Now that I am no longer employed at a "centre of excellence" (a Canadian university), daily engaged in the "pursuit of excellence," I no longer need maintain the fictions which sustain university life; for example, that the current crop of semi-literate undergraduates are "the best educated generation in history." Given that few entering university can either read or write, this might be thought a difficult shibboleth to maintain. But, no, not where "diversity" is the goal and "tolerance" the watchword; not in institutions engaged in a postmodern rejection of truth and falsity; not in institutions too intellectually troubled to affirm the multiplication tables. Instead, everyone plays along and few are so boorish as to comment upon the Emperor's nakedness. Anyway, the pay is good, one's colleagues are, for the most part, amiable, so why rock the boat?

One unexpected consequence that I discovered on leaving the university was a feeling of liberation. Ironically, the very institution that invented tenure to safeguard free speech has become a place of stultifying political correctness. Small wonder that a former U.S. secretary of education called universities " ... islands of repression in a sea of freedom."...

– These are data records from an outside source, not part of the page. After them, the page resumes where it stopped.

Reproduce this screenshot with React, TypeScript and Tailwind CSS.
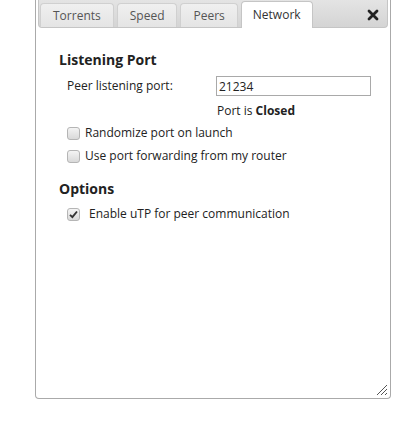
import React, { useState } from "react";

const tabs = ["Torrents", "Speed", "Peers", "Network"];

const Check: React.FC<{ checked: boolean; onToggle: () => void }> = ({ checked, onToggle }) => (
    <span
        onClick={onToggle}
        className="w-[13px] h-[13px] shrink-0 rounded-[3px] border border-[#b5b5b5] bg-gradient-to-b from-[#f4f4f4] to-[#d9d9d9] flex items-center justify-center cursor-pointer"
    >
        {checked && (
            <svg width="9" height="9" viewBox="0 0 9 9">
                <path d="M1 4.8 L3.4 7.2 L8 1.5" stroke="#333" strokeWidth="1.9" fill="none" />
            </svg>
        )}
    </span>
);

const App: React.FC = () => {
    const [active, setActive] = useState<string>("Network");
    const [port, setPort] = useState<string>("21234");
    const [random, setRandom] = useState<boolean>(false);
    const [forward, setForward] = useState<boolean>(false);
    const [utp, setUtp] = useState<boolean>(true);

    return (
        <div className="w-[416px] h-[441px] bg-white font-['Open_Sans',sans-serif] text-[12px] text-[#222]">
            <div className="ml-[35px] w-[356px] h-[399px] border border-[#aaa] border-t-0 rounded-b-[4px] relative flex flex-col">
                {/* tab strip */}
                <div className="mx-[2px] h-[28px] flex items-end justify-between pl-[1px] pr-[2px] bg-gradient-to-b from-[#e4e4e4] to-[#d4d4d4] border border-t-0 border-[#c5c5c5] rounded-b-[4px]">
                    <div className="flex items-end gap-[3px]">
                        {tabs.map((t) => (
                            <div
                                key={t}
                                onClick={() => setActive(t)}
                                className={
                                    t === active
                                        ? "h-[27px] px-[11px] pt-[4px] bg-white border border-b-0 border-[#c5c5c5] rounded-t-[4px] text-[#333] cursor-pointer -mb-[1px]"
                                        : "h-[24px] px-[12px] pt-[3px] bg-gradient-to-b from-[#f0f0f0] to-[#e4e4e4] border border-b-0 border-[#d0d0d0] rounded-t-[4px] text-[#555] cursor-pointer"
                                }
                            >
                                {t}
                            </div>
                        ))}
                    </div>
                    <div className="self-center pr-[6px] pt-[2px] cursor-pointer">
                        <svg width="12" height="12" viewBox="0 0 12 12">
                            <path d="M2 2 L10 10 M10 2 L2 10" stroke="#222" strokeWidth="2.8" strokeLinecap="round" />
                        </svg>
                    </div>
                </div>

                <div className="pl-[23px] pr-[19px] pt-[23px]">
                    <h3 className="text-[14px] font-bold text-[#222] leading-[18px]">Listening Port</h3>
                    <div className="pl-[8px] mt-[7px]">
                        <div className="flex items-center h-[20px]">
                            <span className="w-[149px]">Peer listening port:</span>
                            <input
                                value={port}
                                onChange={(e) => setPort(e.target.value)}
                                className="w-[155px] h-[20px] border border-[#a9a9a9] px-[2px] text-[12px] outline-none"
                            />
                        </div>
                        <div className="pl-[150px] mt-[6px] h-[18px]">
                            Port is <b>Closed</b>
                        </div>
                        <label className="flex items-center gap-[5px] mt-[3px] h-[20px]">
                            <Check checked={random} onToggle={() => setRandom(!random)} />
                            <span>Randomize port on launch</span>
                        </label>
                        <label className="flex items-center gap-[5px] mt-[3px] h-[20px]">
                            <Check checked={forward} onToggle={() => setForward(!forward)} />
                            <span>Use port forwarding from my router</span>
                        </label>
                    </div>

                    <h3 className="text-[14px] font-bold text-[#222] leading-[18px] mt-[14px]">Options</h3>
                    <div className="pl-[8px] mt-[6px]">
                        <label className="flex items-center gap-[9px] h-[20px]">
                            <Check checked={utp} onToggle={() => setUtp(!utp)} />
                            <span>Enable uTP for peer communication</span>
                        </label>
                    </div>
                </div>

                {/* resize grip */}
                <svg className="absolute right-[2px] bottom-[2px]" width="12" height="12" viewBox="0 0 12 12">
                    <path d="M11 1 L1 11 M11 5 L5 11 M11 9 L9 11" stroke="#555" strokeWidth="1" />
                </svg>
            </div>
        </div>
    );
};

export default App;
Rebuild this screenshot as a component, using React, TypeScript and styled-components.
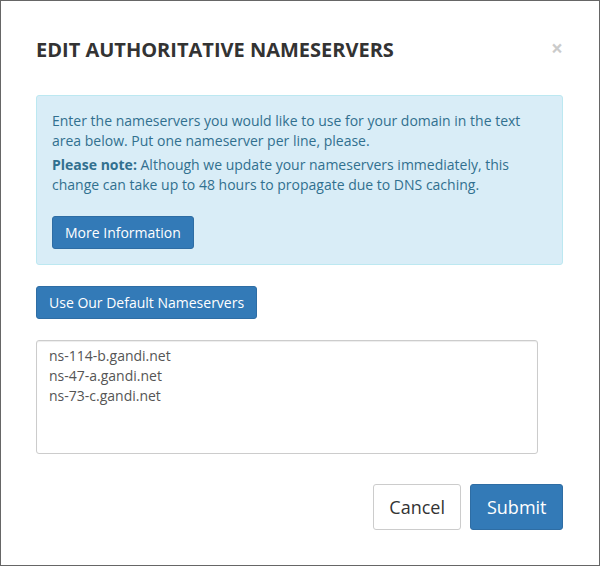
import React from "react";
import styled, { createGlobalStyle } from "styled-components";

const Global = createGlobalStyle`
  html, body { margin: 0; padding: 0; background: #fff; }
  body { font-family: "Open Sans", "DejaVu Sans", sans-serif; }
  * { box-sizing: border-box; }
`;

const Dialog = styled.div`
  width: 600px;
  height: 566px;
  border: 1px solid #666;
  background: #fff;
  padding: 0 36px 0 35px;
  display: flex;
  flex-direction: column;
`;

const Header = styled.div`
  display: flex;
  justify-content: space-between;
  align-items: flex-start;
  padding-top: 38px;
`;

const Title = styled.h4`
  margin: 0;
  font-size: 20px;
  line-height: 22px;
  font-weight: 700;
  color: #333;
  text-transform: uppercase;
`;

const Close = styled.button`
  border: 0;
  background: none;
  padding: 0;
  margin: 0;
  font-family: "Open Sans", sans-serif;
  font-size: 21px;
  line-height: 18px;
  font-weight: 700;
  color: #000;
  opacity: 0.2;
  cursor: pointer;
`;

const Alert = styled.div`
  margin-top: 34px;
  padding: 15px;
  border: 1px solid #bce8f1;
  border-radius: 3px;
  background: #d9edf7;
  color: #31708f;
`;

const Para = styled.p<{ $gap?: number }>`
  margin: 0 0 ${(p) => p.$gap ?? 0}px;
  font-size: 14px;
  line-height: 20px;
`;

const Button = styled.button<{ $variant?: "primary" | "default"; $size?: "lg" | "md" }>`
  display: inline-block;
  font-family: "Open Sans", sans-serif;
  border-radius: 3px;
  cursor: pointer;
  border: 1px solid ${(p) => (p.$variant === "default" ? "#ccc" : "#2e6da4")};
  background: ${(p) => (p.$variant === "default" ? "#fff" : "#337ab7")};
  color: ${(p) => (p.$variant === "default" ? "#333" : "#fff")};
  font-size: ${(p) => (p.$size === "lg" ? "18px" : "14px")};
  line-height: ${(p) => (p.$size === "lg" ? "24px" : "19px")};
  padding: ${(p) => (p.$size === "lg" ? "10px 15.5px" : "6px 12px")};
`;

const ButtonRow = styled.div<{ $top: number; $end?: boolean }>`
  margin-top: ${(p) => p.$top}px;
  display: flex;
  justify-content: ${(p) => (p.$end ? "flex-end" : "flex-start")};
  gap: 9px;
`;

const TextArea = styled.textarea`
  margin-top: 21px;
  width: 502px;
  height: 114px;
  border: 1px solid #ccc;
  border-radius: 3px;
  padding: 5px 12px;
  font-family: "Open Sans", sans-serif;
  font-size: 14px;
  line-height: 20px;
  color: #555;
  resize: none;
  outline: none;
  box-shadow: inset 0 1px 1px rgba(0, 0, 0, 0.075);
`;

export default function App() {
  return (
    <>
      <Global />
      <Dialog>
        <Header>
          <Title>Edit Authoritative Nameservers</Title>
          <Close aria-label="Close">×</Close>
        </Header>
        <Alert>
          <Para $gap={4}>
            Enter the nameservers you would like to use for your domain in the text area below. Put one
            nameserver per line, please.
          </Para>
          <Para>
            <strong>Please note:</strong> Although we update your nameservers immediately, this change can
            take up to 48 hours to propagate due to DNS caching.
          </Para>
          <ButtonRow $top={21}>
            <Button $variant="primary">More Information</Button>
          </ButtonRow>
        </Alert>
        <ButtonRow $top={21}>
          <Button $variant="primary">Use Our Default Nameservers</Button>
        </ButtonRow>
        <TextArea
          defaultValue={"ns-114-b.gandi.net\nns-47-a.gandi.net\nns-73-c.gandi.net"}
        />
        <ButtonRow $top={30} $end>
          <Button $variant="default" $size="lg">Cancel</Button>
          <Button $variant="primary" $size="lg">Submit</Button>
        </ButtonRow>
      </Dialog>
    </>
  );
}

In his 1946 essay Politics and the English Language, George Orwell foresaw a time when words would be chosen not to reveal but to conceal the speaker's true intention. So, a contemporary university engaged in discriminating by race, gender, etc., in hiring appends to each job advertisement the reassuring words: "We are an equal opportunity employer."

Orwell also pointed out that the road to linguistic totalitarianism is paved with such lesser grotesqueries, such as pompous words where a simple word would do ("At this point in time" instead of "now"); and padded sentences to give a false impression of profundity...

Universities are rife with a leaden combination of jargon and bombast. Universities no longer "teach"; they "deliver modules across a wide range of courses within the undergraduate programs." Faculty no longer do research; they "support and extend the capacity of the research function."

At the University of Western Ontario students do not come to learn; no, according to the "mission statement" they attend "a community of learning" to " ... unite the past, present and future by preserving and extending the frontiers of knowledge." On arrival, they discover that "the buildings form Western's physical body, however our Faculty and students constitute its neural network." The Mission statement goes on in a similar vein, but I shall spare you...

...A student blessed with an innate capacity for clear expression is likely to find it sapped by attending such institutions.



Unfortunately, tertius has to report that, in the words of the immortal Lili Von Schtupph, "it's twue, it's twue, it's twue, it's twue!"